STATED EXERCISE — Present each line of the entries below that holds the word "screenshot".

RECORD EXCERPTS —
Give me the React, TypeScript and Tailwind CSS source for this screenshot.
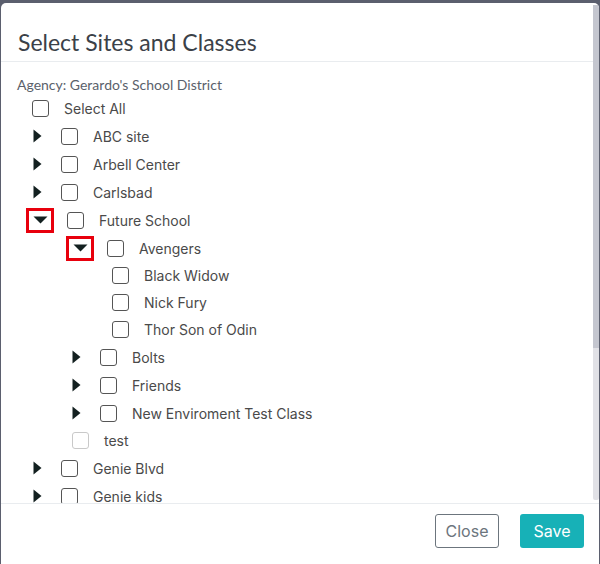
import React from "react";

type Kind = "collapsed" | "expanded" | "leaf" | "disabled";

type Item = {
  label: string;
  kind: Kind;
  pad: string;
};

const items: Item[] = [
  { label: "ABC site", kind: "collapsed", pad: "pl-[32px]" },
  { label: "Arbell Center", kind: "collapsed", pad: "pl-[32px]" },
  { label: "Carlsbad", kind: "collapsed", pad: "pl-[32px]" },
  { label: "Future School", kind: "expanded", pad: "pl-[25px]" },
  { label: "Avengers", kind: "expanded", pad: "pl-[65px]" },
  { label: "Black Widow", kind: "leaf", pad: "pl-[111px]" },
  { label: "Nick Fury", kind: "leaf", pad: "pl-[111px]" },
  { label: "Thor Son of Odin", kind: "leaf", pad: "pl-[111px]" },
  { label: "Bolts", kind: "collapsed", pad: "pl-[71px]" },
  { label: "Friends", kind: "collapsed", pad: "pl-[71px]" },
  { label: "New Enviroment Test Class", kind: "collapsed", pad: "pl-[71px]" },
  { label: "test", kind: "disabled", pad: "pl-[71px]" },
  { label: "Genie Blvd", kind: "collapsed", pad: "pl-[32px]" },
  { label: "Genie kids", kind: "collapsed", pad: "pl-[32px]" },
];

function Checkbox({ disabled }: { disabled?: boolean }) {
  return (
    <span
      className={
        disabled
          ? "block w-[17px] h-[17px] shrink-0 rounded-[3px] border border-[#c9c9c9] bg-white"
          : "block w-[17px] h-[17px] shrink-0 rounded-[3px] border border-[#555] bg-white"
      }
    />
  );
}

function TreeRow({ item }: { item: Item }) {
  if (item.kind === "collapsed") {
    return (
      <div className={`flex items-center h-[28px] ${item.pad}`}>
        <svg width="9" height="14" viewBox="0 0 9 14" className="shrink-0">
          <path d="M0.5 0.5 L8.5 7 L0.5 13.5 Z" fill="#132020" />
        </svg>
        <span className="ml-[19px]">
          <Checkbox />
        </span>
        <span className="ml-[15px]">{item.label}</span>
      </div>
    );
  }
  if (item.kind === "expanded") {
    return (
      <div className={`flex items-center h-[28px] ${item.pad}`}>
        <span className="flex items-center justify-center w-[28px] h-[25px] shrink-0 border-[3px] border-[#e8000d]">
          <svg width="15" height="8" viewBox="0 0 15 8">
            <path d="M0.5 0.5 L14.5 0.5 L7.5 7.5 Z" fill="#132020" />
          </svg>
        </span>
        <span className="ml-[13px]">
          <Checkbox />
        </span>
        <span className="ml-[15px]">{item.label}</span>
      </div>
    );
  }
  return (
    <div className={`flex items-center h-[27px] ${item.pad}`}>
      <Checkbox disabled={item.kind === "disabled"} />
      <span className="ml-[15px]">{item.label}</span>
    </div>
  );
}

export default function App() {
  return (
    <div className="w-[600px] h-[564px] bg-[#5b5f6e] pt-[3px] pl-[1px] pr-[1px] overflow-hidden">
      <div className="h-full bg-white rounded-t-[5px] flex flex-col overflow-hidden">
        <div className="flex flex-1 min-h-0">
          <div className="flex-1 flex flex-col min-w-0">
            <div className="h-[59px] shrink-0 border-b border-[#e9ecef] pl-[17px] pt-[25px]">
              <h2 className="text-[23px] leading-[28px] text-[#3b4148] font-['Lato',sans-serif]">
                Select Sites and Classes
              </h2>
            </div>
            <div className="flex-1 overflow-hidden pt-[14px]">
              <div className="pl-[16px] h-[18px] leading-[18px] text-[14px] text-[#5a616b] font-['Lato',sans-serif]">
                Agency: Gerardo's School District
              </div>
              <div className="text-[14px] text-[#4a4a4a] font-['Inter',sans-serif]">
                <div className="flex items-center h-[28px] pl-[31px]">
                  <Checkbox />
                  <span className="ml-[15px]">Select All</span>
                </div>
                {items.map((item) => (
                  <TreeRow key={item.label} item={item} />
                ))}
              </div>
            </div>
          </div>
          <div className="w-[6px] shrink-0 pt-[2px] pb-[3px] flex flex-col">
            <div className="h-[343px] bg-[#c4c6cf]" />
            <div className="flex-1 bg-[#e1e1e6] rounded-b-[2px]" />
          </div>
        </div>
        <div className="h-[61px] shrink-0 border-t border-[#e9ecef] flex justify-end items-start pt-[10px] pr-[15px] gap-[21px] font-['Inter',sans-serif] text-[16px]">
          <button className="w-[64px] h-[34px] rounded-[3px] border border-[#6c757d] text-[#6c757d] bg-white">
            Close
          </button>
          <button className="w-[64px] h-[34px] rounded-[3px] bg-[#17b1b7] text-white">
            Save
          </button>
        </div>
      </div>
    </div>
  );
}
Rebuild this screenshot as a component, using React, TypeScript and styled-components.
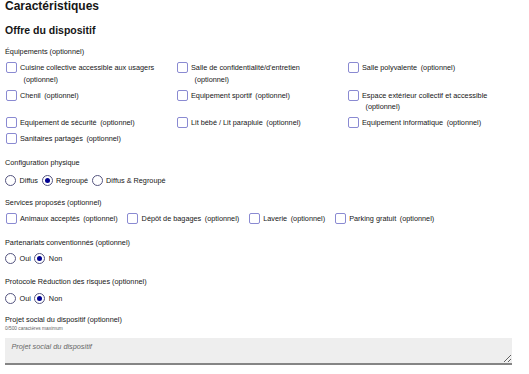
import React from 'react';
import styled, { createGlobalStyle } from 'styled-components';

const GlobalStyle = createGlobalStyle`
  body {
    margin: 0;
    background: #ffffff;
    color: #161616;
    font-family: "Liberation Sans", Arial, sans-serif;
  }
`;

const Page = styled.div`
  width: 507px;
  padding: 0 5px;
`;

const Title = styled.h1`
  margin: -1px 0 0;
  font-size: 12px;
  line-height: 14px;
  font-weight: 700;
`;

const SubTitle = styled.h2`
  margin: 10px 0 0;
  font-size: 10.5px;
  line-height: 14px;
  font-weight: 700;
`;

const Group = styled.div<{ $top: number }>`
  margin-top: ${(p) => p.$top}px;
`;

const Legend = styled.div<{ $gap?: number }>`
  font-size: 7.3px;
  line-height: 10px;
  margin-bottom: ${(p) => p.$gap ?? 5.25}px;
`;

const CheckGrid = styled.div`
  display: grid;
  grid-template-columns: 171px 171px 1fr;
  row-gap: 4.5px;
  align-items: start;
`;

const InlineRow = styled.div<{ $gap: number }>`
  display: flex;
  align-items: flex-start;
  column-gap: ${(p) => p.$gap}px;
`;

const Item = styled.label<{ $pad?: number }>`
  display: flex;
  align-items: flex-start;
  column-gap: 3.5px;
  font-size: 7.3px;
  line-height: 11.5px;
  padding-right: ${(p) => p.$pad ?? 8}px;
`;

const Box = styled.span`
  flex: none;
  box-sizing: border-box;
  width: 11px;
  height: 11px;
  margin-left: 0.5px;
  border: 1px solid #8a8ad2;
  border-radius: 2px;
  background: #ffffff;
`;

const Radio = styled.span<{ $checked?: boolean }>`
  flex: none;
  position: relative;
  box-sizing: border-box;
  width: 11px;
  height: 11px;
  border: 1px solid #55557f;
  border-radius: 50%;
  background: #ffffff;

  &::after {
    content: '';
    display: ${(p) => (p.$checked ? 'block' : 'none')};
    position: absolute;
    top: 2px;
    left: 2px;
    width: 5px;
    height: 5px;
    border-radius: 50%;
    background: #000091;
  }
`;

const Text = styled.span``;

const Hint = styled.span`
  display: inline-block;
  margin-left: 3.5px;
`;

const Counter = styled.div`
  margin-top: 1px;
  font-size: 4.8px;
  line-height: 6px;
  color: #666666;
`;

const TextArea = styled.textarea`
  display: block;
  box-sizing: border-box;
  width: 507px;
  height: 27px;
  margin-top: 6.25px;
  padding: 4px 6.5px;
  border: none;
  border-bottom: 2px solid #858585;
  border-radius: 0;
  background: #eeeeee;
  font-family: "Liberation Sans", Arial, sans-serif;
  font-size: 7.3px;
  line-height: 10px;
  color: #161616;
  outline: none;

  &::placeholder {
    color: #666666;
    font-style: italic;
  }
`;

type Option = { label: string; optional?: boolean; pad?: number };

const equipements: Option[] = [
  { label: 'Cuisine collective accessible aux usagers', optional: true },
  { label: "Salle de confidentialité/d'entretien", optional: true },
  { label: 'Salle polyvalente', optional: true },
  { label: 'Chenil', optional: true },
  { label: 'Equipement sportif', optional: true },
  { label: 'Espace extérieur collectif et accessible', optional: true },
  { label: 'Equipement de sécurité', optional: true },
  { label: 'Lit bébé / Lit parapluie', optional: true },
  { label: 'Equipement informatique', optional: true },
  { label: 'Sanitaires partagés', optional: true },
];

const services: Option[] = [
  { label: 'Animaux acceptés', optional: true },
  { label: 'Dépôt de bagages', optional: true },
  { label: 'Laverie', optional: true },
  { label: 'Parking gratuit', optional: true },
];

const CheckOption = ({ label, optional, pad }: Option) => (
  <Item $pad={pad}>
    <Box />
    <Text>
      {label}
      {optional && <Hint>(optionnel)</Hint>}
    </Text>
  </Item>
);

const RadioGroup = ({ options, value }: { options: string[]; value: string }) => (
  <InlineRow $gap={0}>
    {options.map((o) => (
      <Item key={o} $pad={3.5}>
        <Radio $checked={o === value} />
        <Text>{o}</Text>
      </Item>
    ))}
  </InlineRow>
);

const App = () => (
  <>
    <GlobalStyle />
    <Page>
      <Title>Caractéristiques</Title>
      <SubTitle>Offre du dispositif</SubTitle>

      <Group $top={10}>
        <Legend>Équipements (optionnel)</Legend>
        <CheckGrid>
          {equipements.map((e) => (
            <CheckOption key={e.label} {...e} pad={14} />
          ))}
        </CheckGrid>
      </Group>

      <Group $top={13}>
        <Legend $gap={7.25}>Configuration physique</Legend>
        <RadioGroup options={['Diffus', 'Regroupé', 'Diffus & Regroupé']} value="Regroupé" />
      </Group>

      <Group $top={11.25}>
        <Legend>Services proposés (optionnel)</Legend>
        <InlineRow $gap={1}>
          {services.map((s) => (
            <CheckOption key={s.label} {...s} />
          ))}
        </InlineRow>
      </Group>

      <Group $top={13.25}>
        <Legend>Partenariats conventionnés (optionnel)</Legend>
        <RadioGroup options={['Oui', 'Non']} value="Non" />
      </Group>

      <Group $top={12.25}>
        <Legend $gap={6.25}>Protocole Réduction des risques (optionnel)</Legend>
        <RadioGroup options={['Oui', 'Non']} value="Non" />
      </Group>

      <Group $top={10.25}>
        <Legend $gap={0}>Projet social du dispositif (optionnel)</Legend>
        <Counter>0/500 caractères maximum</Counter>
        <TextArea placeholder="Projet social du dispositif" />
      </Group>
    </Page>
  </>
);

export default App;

COMPLETE RESPONSE —
Give me the React, TypeScript and Tailwind CSS source for this screenshot.
Rebuild this screenshot as a component, using React, TypeScript and styled-components.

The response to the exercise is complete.